My main question and purpose for starting a blog and doing all this happiness mumbo jumbo isn't just to get myself happy but really to start figuring out my life.  Over the past year or so I've definitely thought about where I am in my life and where I haven't yet gone that I had always hoped to go.  Everyone knows I wanted to do some missionary work overseas and possibly do that work as my job if the opportunity came.  However, I'm approaching my 25th birthday and I've barely gone out of the Midwest.  For someone with dreams of going everywhere, I certainly haven't followed those dreams too well.  Staying stuck in the same place just isn't my way; I've always felt I've been called to go somewhere else and if it just so happens that I end up right back in St. Louis then that's just fine.  But at least I could say I went somewhere in between.  It just hasn't happened yet.  This feeling of restlessness that has come over me, especially very recently, really comes from whether or not I'm supposed to be here right now or if I need to up and go.  For those who don't know, I work more than part time hours at a child care center, a cause of great stress for me because of the atmosphere that has come about there.  I also go to school; I'm getting my masters in social work and pastoral studies, a dual degree with St. Louis University and Aquinas Institute of Theology.  Going back to school has brought some mixed emotions for me; I'm excited to be back in school and getting closer to my ultimate goal of being a social worker, yet I feel that I'm still stuck and being in school has made things harder for me to leave.  I've wondered if I should just leave everything, leave that stressful job and take some time away from school and just go do the things I've "always wanted to do" or stay where I am for a bit and just try to make my situation better. 

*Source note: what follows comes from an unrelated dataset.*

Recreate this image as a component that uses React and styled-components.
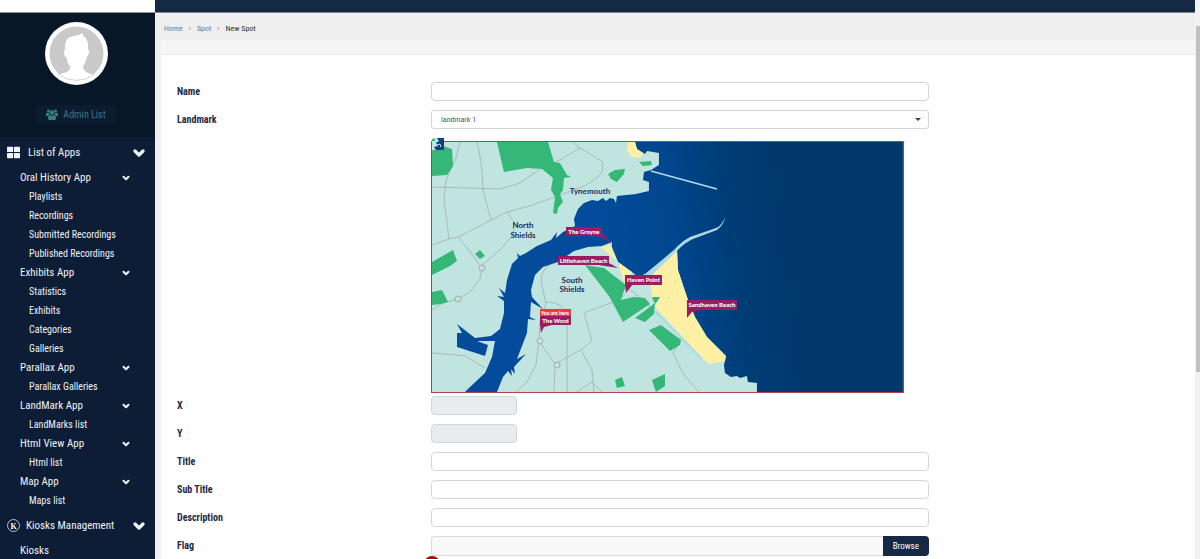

In a recent talk with my new spiritual director I realized that I was putting a lot of my blame about this question on God.  Why wasn't he making this decision for me? Why wasn't I getting a sign from him on where to go? Well we all know it doesn't exactly work out this way; he's not just going to put a brochure for an African school for girls in my lap and he's not going to take all my current opportunities away, but sometimes I wish he would.  It's incredibly hard sometimes to have to make that decision for yourself but that's something I'm going to try to do here.  I'm going to try to figure it out. 

And while I don't see myself answering that question today or getting much closure on where I should go right now, I did want to set forth a couple "resolutions" if you will, things that I truly want to make sure I do in this new year.  Resolutions aren't usually something I do but after reading this book I thought I would give it a go.  It's something I can strive for the whole year so when July 18th comes around, maybe I won't have a quarter life crisis, wondering why I haven't done the things I wanted to do. 
I'm not organizing these into importance just yet but rather, throwing them out there for the time being.  My ultimate goal is to try to keep them, so my #1 resolution is to keep my resolutions! I know how I get, I get really excited about something then fizzle out after some time.  My main goal is to keep things going.  So after reading the book, some things that I want to make sure I do are:

  • Organize: I have got to clean out my closet and get rid of things I don't need.  Then organize the things I have better. In general, I have to get rid of the clutter.
  • Read more books for pleasure: Dear lord, when school gets going, I know I don't read and that makes me sad.  I've got to read more, and I'm going to start reading things that Gretchen Rubin suggests, i.e. Story of a Soul by Therese of Lisieux, and really many of the happiness books she suggests, plus a lot of the books I already have that I just haven't read (Three Cups of Tea, more books by Matthew Kelly, read more of my favorite author Jodi Picoult etc)
  • Quit worrying: This is kind of a big one. I realized I worry just too darn much, I worry about where I'm going, I worry about other people and their particular habits etc. I just plain worry too much.  Gotta stop that. 
  • I have to get in touch with people I've lost contact with and make some new friends
  • I must do some new activities; I want to rockclimb (not the real way but the fake, on a wall with steps way) hike like my brother does, take more pictures and scrapbook them, learn to play tennis, join some type of a group (campus ministry would be good of course, or even just a book group), finally get that tattoo I've wanted.
  • I liked the idea of splurging for things that will make me truly happy.  Not that I buy crap but I certainly feel like I have a lot of STUFF I just don't use and lord knows I need more tops and sweaters and cute shoes instead of the junk I tend to accumulate.  I have to start buying things I like and not get all guilty over purchases. 
  • Travel: I'm going somewhere this year, I don't care where, I don't care how I get there. I'm getting out of my bubble and really going somewhere. 
I'm pretty sure there's dozens more things that I want to do but frankly, that's the point, I want to address them here and track progress.  I think ultimately I want to see if these things truly work and if things get better in my own space.  And if not, I have no excuse to get off my bum and say, I have to leave, this just isn't working.  We shall see eh?